Passionate and gritty, a coming of age novel with a difference
A curious mixture of stories and semi-autobiography which come together to shape the life of Jeanette, the adopted daughter of a church-obsessed mother and a quiet, dominated father. Oranges are not the Fruit traces Jeanette teenage years, growing up in a northern town in a community in which she never quite fits, despite her talent for preaching and her wildly imaginative ideas. The structure of the novel, skirting and spiralling between an disjointed biographical narrative and other stories which shape Jeanette's development, suits perfectly what is a gritty discourse on the nature of personality, history and memory and the importance of perspective in developing all three. And at the same time, it's an engaging, if sometimes distressing, story too.

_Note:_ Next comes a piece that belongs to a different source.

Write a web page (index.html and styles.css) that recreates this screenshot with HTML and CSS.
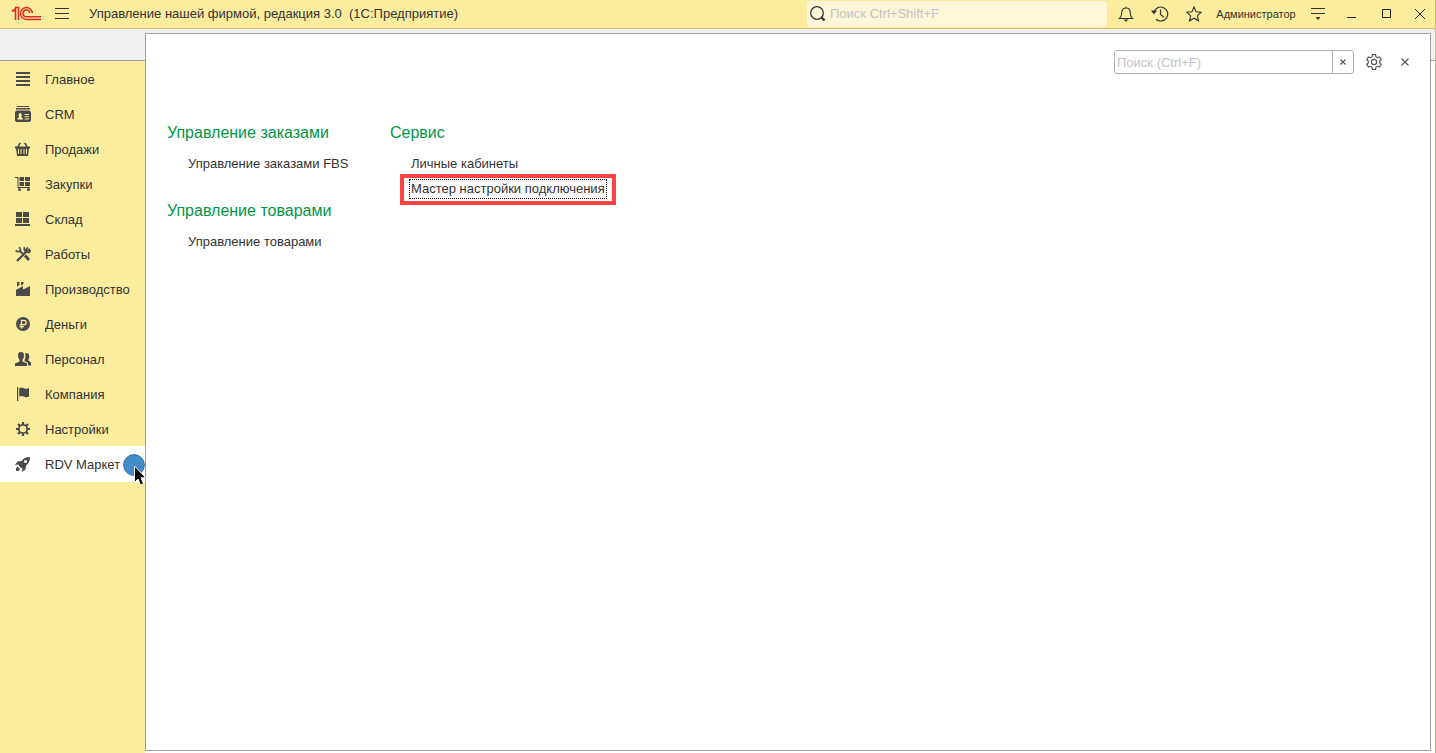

This book will stretch your mind
Jeanette Winterson has written a powerful novel which will challenge the reader on many different levels. Its treatment of the lifestory to young adulthood of a non-conformist woman is so real you can touch the emotion. The layering of one story on another demonstrates Miss Winterson's marvellous technique as a novelist, whilst the way she weaves the Pentateuch into her plot will send you racing to check the original! A great read and well worth a deeper look.